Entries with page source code
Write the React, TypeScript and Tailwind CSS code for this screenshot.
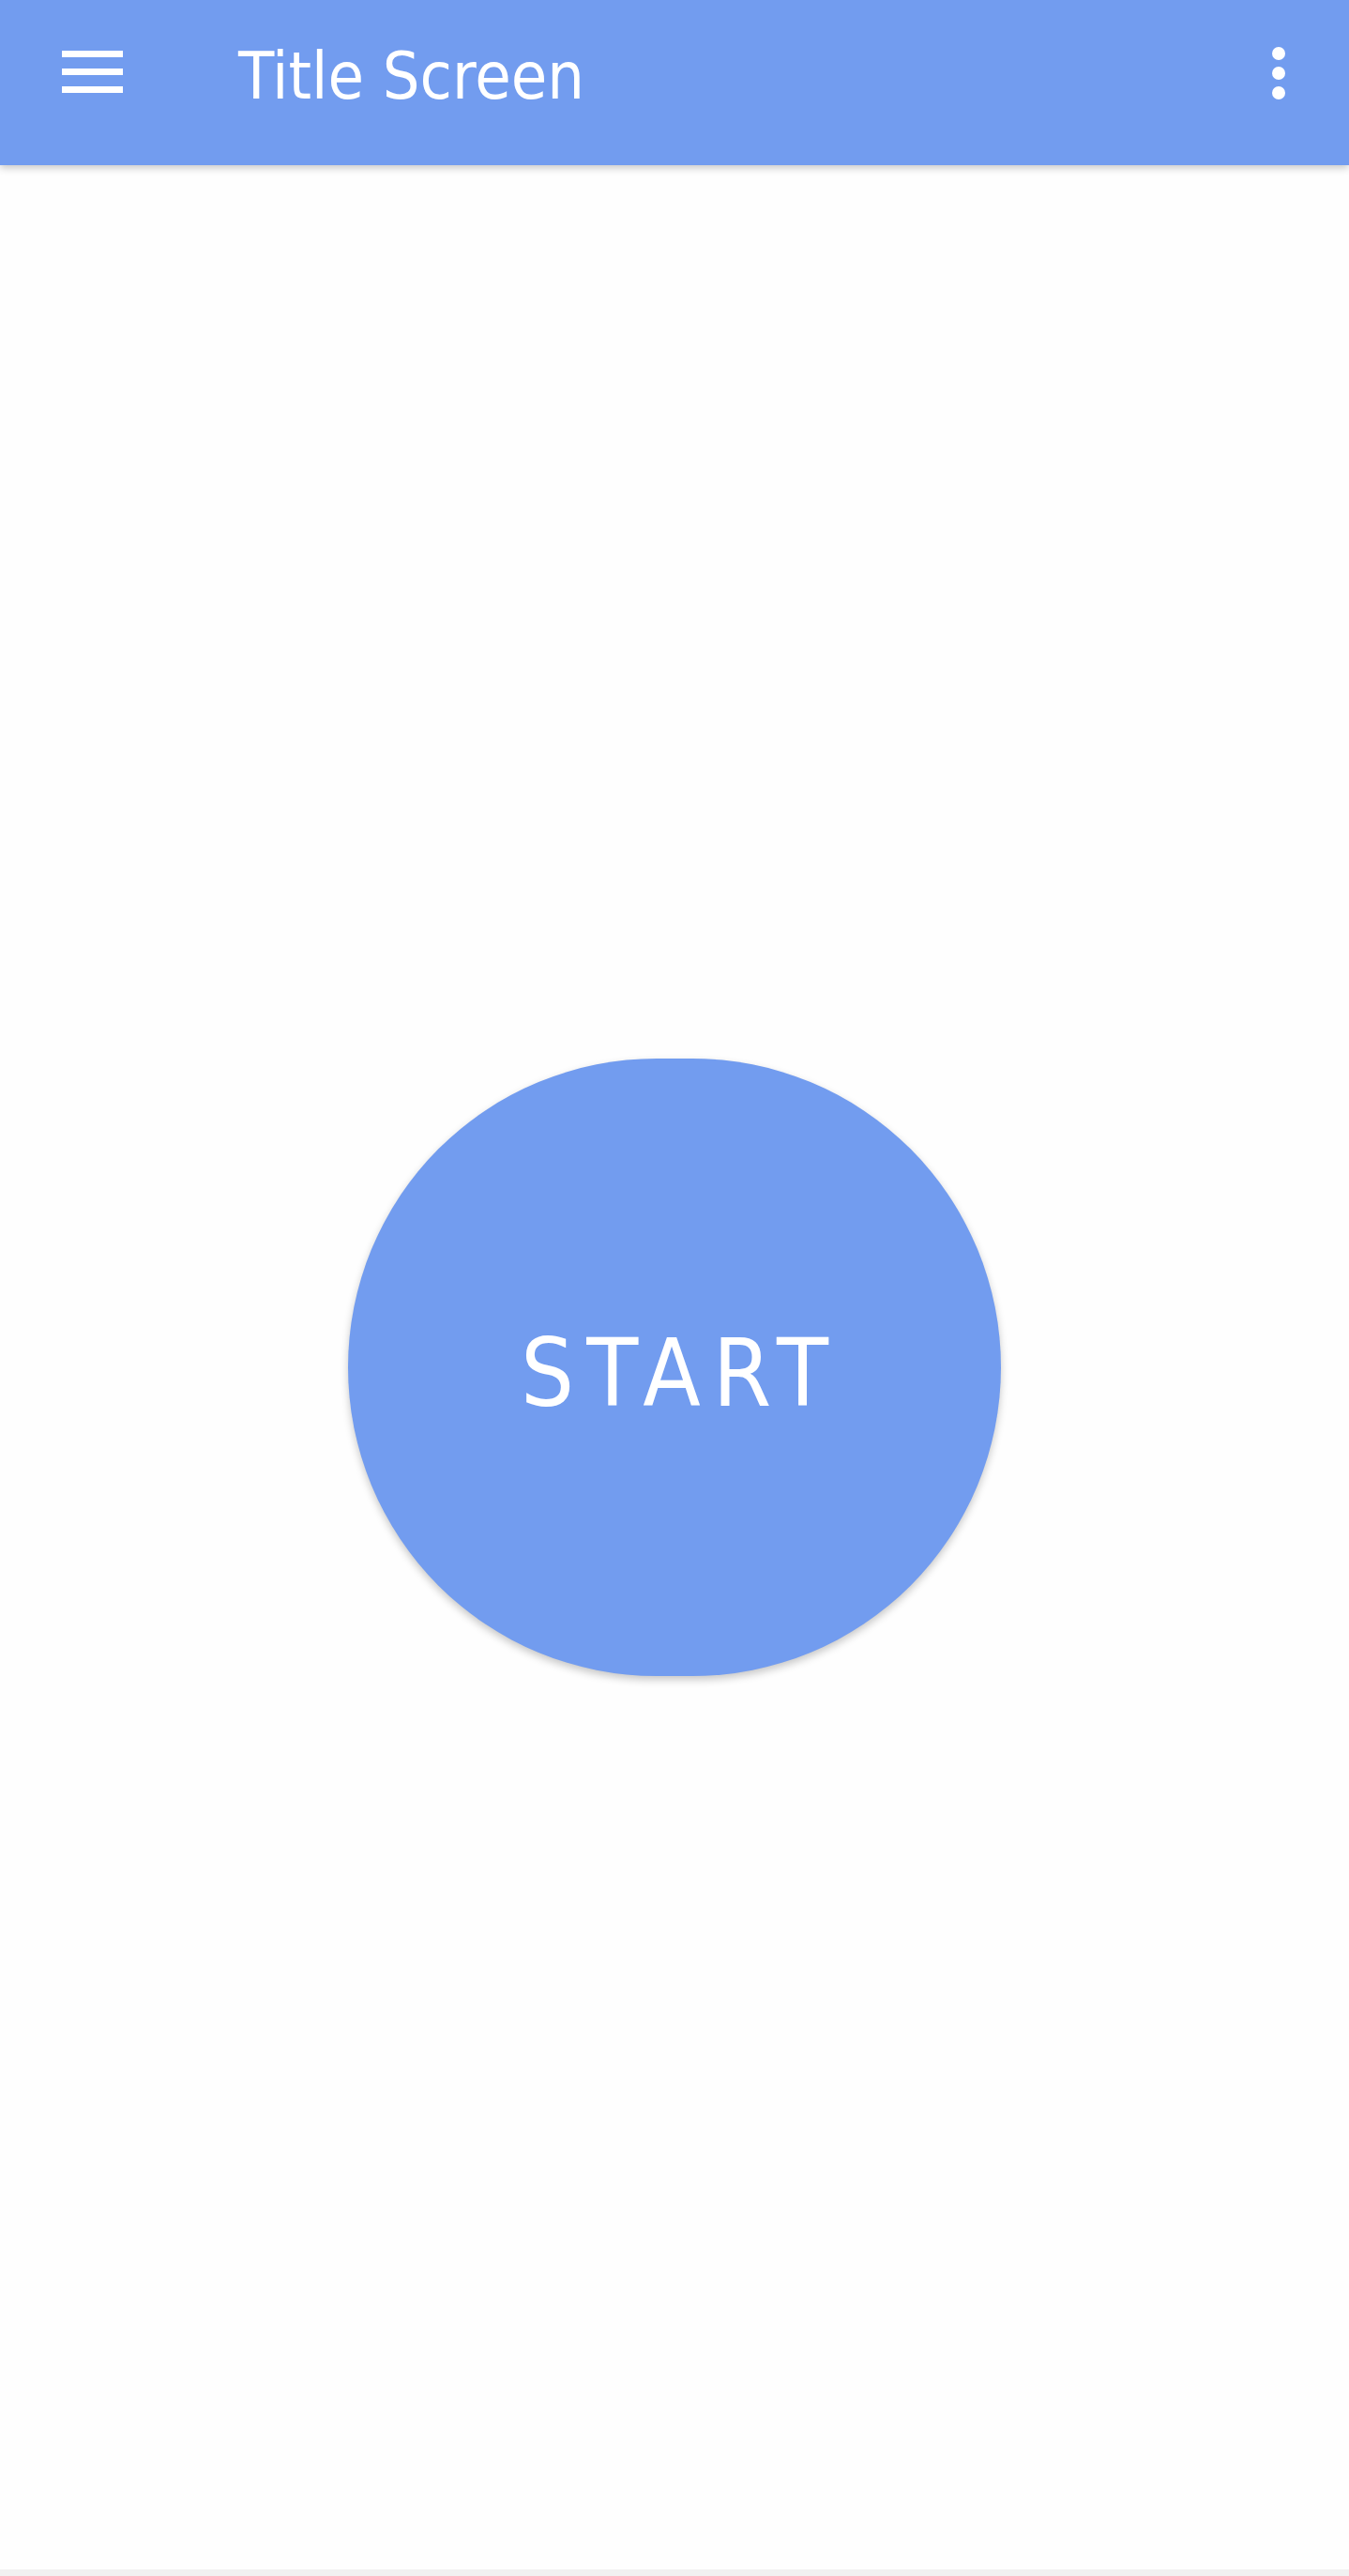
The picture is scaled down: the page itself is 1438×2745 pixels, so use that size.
import React from 'react';

const font = "font-['DejaVu_Sans_Condensed','DejaVu_Sans',sans-serif] font-stretch-condensed";

const TitleScreen: React.FC = () => {
  return (
    <div className="min-h-[2745px] flex flex-col bg-[#fefefe]">
      {/* App bar */}
      <header className="relative z-10 h-[176px] flex items-start bg-[#729cef] shadow-[0_3px_8px_rgba(0,0,0,0.22)]">
        <button className="ml-[66px] mt-[54px] flex flex-col gap-[12px]">
          <span className="block w-[65px] h-[7px] bg-white" />
          <span className="block w-[65px] h-[7px] bg-white" />
          <span className="block w-[65px] h-[7px] bg-white" />
        </button>
        <h1 className={`${font} ml-[123px] mt-[46px] text-[69.6px] leading-none text-white font-normal`}>
          Title Screen
        </h1>
        <button className="ml-auto mr-[68px] mt-[50px] flex flex-col gap-[7px]">
          <span className="block w-[14px] h-[14px] rounded-full bg-white" />
          <span className="block w-[14px] h-[14px] rounded-full bg-white" />
          <span className="block w-[14px] h-[14px] rounded-full bg-white" />
        </button>
      </header>

      {/* Content */}
      <main className="flex-1 flex items-center justify-center">
        <button className="w-[696px] h-[658px] rounded-full bg-[#729cef] flex items-center justify-center shadow-[0_4px_8px_rgba(0,0,0,0.22)]">
          <span className={`${font} mt-[13px] pl-[13px] text-[100px] leading-none tracking-[13px] text-white`}>
            START
          </span>
        </button>
      </main>

      <div className="h-[7px] bg-[#f1f1f1]" />
    </div>
  );
};

export default function App() {
  return <TitleScreen />;
}
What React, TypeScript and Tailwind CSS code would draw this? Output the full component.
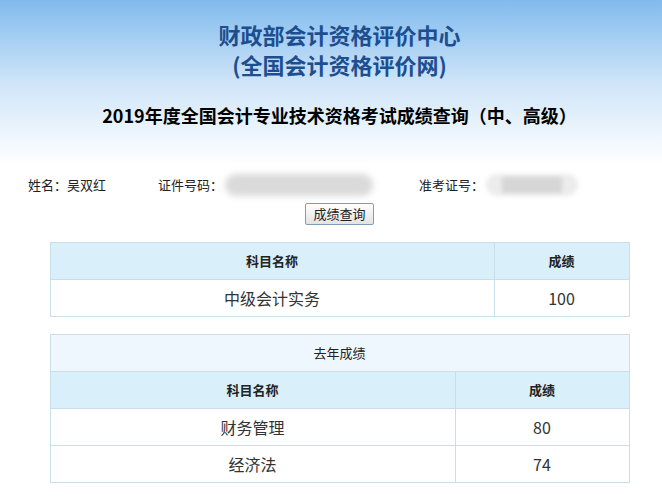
const font = { fontFamily: '"Noto Sans CJK SC", "Liberation Sans", sans-serif' };

type Row = { name: string; score: string };

function ScoreTable({
  rows,
  caption,
  firstCol,
}: {
  rows: Row[];
  caption?: string;
  firstCol: string;
}) {
  return (
    <table className="w-[580px] border-collapse border border-[#c8dfe9] text-[#222]">
      <tbody>
        {caption && (
          <tr className="h-[37px] bg-[#eef7fd]">
            <td colSpan={2} className="border border-[#c8dfe9] text-center text-[13px]">
              {caption}
            </td>
          </tr>
        )}
        <tr className="h-[37px] bg-[#d9effa]">
          <td className={`${firstCol} border border-[#c8dfe9] text-center text-[13px] font-bold`}>
            科目名称
          </td>
          <td className="border border-[#c8dfe9] text-center text-[13px] font-bold">成绩</td>
        </tr>
        {rows.map((r) => (
          <tr key={r.name} className="h-[37px] bg-white">
            <td className="border border-[#c8dfe9] text-center text-[16px] text-[#333]">{r.name}</td>
            <td className="border border-[#c8dfe9] text-center text-[16px] text-[#333]">{r.score}</td>
          </tr>
        ))}
      </tbody>
    </table>
  );
}

export default function App() {
  return (
    <div className="min-h-[501px] w-full overflow-hidden bg-white" style={font}>
      <div className="h-[165px] bg-gradient-to-b from-[#80baed] via-[#cfe5f8] to-white pl-[17px] pt-[19px] text-center">
        <div className="text-[22px] leading-[30px] font-bold text-[#1d4e8f]">财政部会计资格评价中心</div>
        <div className="text-[22px] leading-[30px] font-bold text-[#1d4e8f]">(全国会计资格评价网)</div>
        <div className="mt-[24px] text-[18px] leading-[24px] font-bold text-black">
          2019年度全国会计专业技术资格考试成绩查询（中、高级）
        </div>
      </div>

      <div className="mt-[10px] flex h-[20px] items-center pl-[28px] text-[13px] leading-[20px] text-[#222]">
        <span className="w-[130px]">姓名：吴双红</span>
        <span>证件号码：</span>
        <div className="ml-[2px] h-[22px] w-[148px] rounded-full bg-[#dadada] blur-[3px]" />
        <span className="ml-[46px]">准考证号：</span>
        <div className="ml-[2px] flex h-[22px] w-[92px] items-center justify-center rounded-full bg-[#ececec] blur-[2px]">
          <div className="h-[16px] w-[60px] bg-[#d6d6d6]" />
        </div>
      </div>

      <div className="mt-[8px] flex justify-center pl-[17px]">
        <button className="h-[22px] w-[69px] rounded-[2px] border border-[#7f9db9] bg-gradient-to-b from-white to-[#e3e3e3] text-[13px] leading-[20px] text-[#222]">
          成绩查询
        </button>
      </div>

      <div className="mt-[17px] flex flex-col items-center gap-[17px] pl-[17px]">
        <ScoreTable firstCol="w-[444px]" rows={[{ name: '中级会计实务', score: '100' }]} />
        <ScoreTable
          caption="去年成绩"
          firstCol="w-[405px]"
          rows={[
            { name: '财务管理', score: '80' },
            { name: '经济法', score: '74' },
          ]}
        />
      </div>
    </div>
  );
}
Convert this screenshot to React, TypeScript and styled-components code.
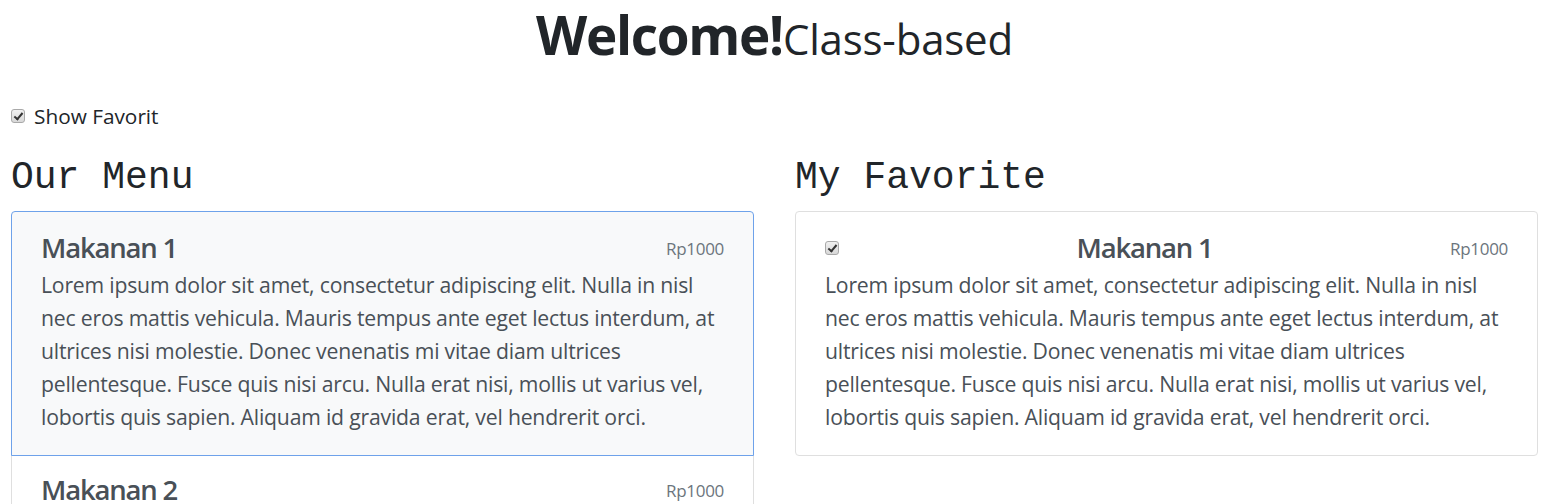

INSTRUCTION:
Every entry must be transcribed exactly. Pictures do not belong in the copy.

ANSWER FOR THE TASK:
Write the React, TypeScript and Tailwind CSS code for this screenshot.
The picture is scaled down: the page itself is 1438×2745 pixels, so use that size.
import React from 'react';

const font = "font-['DejaVu_Sans_Condensed','DejaVu_Sans',sans-serif] font-stretch-condensed";

const TitleScreen: React.FC = () => {
  return (
    <div className="min-h-[2745px] flex flex-col bg-[#fefefe]">
      {/* App bar */}
      <header className="relative z-10 h-[176px] flex items-start bg-[#729cef] shadow-[0_3px_8px_rgba(0,0,0,0.22)]">
        <button className="ml-[66px] mt-[54px] flex flex-col gap-[12px]">
          <span className="block w-[65px] h-[7px] bg-white" />
          <span className="block w-[65px] h-[7px] bg-white" />
          <span className="block w-[65px] h-[7px] bg-white" />
        </button>
        <h1 className={`${font} ml-[123px] mt-[46px] text-[69.6px] leading-none text-white font-normal`}>
          Title Screen
        </h1>
        <button className="ml-auto mr-[68px] mt-[50px] flex flex-col gap-[7px]">
          <span className="block w-[14px] h-[14px] rounded-full bg-white" />
          <span className="block w-[14px] h-[14px] rounded-full bg-white" />
          <span className="block w-[14px] h-[14px] rounded-full bg-white" />
        </button>
      </header>

      {/* Content */}
      <main className="flex-1 flex items-center justify-center">
        <button className="w-[696px] h-[658px] rounded-full bg-[#729cef] flex items-center justify-center shadow-[0_4px_8px_rgba(0,0,0,0.22)]">
          <span className={`${font} mt-[13px] pl-[13px] text-[100px] leading-none tracking-[13px] text-white`}>
            START
          </span>
        </button>
      </main>

      <div className="h-[7px] bg-[#f1f1f1]" />
    </div>
  );
};

export default function App() {
  return <TitleScreen />;
}
What React, TypeScript and Tailwind CSS code would draw this? Output the full component.
const font = { fontFamily: '"Noto Sans CJK SC", "Liberation Sans", sans-serif' };

type Row = { name: string; score: string };

function ScoreTable({
  rows,
  caption,
  firstCol,
}: {
  rows: Row[];
  caption?: string;
  firstCol: string;
}) {
  return (
    <table className="w-[580px] border-collapse border border-[#c8dfe9] text-[#222]">
      <tbody>
        {caption && (
          <tr className="h-[37px] bg-[#eef7fd]">
            <td colSpan={2} className="border border-[#c8dfe9] text-center text-[13px]">
              {caption}
            </td>
          </tr>
        )}
        <tr className="h-[37px] bg-[#d9effa]">
          <td className={`${firstCol} border border-[#c8dfe9] text-center text-[13px] font-bold`}>
            科目名称
          </td>
          <td className="border border-[#c8dfe9] text-center text-[13px] font-bold">成绩</td>
        </tr>
        {rows.map((r) => (
          <tr key={r.name} className="h-[37px] bg-white">
            <td className="border border-[#c8dfe9] text-center text-[16px] text-[#333]">{r.name}</td>
            <td className="border border-[#c8dfe9] text-center text-[16px] text-[#333]">{r.score}</td>
          </tr>
        ))}
      </tbody>
    </table>
  );
}

export default function App() {
  return (
    <div className="min-h-[501px] w-full overflow-hidden bg-white" style={font}>
      <div className="h-[165px] bg-gradient-to-b from-[#80baed] via-[#cfe5f8] to-white pl-[17px] pt-[19px] text-center">
        <div className="text-[22px] leading-[30px] font-bold text-[#1d4e8f]">财政部会计资格评价中心</div>
        <div className="text-[22px] leading-[30px] font-bold text-[#1d4e8f]">(全国会计资格评价网)</div>
        <div className="mt-[24px] text-[18px] leading-[24px] font-bold text-black">
          2019年度全国会计专业技术资格考试成绩查询（中、高级）
        </div>
      </div>

      <div className="mt-[10px] flex h-[20px] items-center pl-[28px] text-[13px] leading-[20px] text-[#222]">
        <span className="w-[130px]">姓名：吴双红</span>
        <span>证件号码：</span>
        <div className="ml-[2px] h-[22px] w-[148px] rounded-full bg-[#dadada] blur-[3px]" />
        <span className="ml-[46px]">准考证号：</span>
        <div className="ml-[2px] flex h-[22px] w-[92px] items-center justify-center rounded-full bg-[#ececec] blur-[2px]">
          <div className="h-[16px] w-[60px] bg-[#d6d6d6]" />
        </div>
      </div>

      <div className="mt-[8px] flex justify-center pl-[17px]">
        <button className="h-[22px] w-[69px] rounded-[2px] border border-[#7f9db9] bg-gradient-to-b from-white to-[#e3e3e3] text-[13px] leading-[20px] text-[#222]">
          成绩查询
        </button>
      </div>

      <div className="mt-[17px] flex flex-col items-center gap-[17px] pl-[17px]">
        <ScoreTable firstCol="w-[444px]" rows={[{ name: '中级会计实务', score: '100' }]} />
        <ScoreTable
          caption="去年成绩"
          firstCol="w-[405px]"
          rows={[
            { name: '财务管理', score: '80' },
            { name: '经济法', score: '74' },
          ]}
        />
      </div>
    </div>
  );
}
Convert this screenshot to React, TypeScript and styled-components code.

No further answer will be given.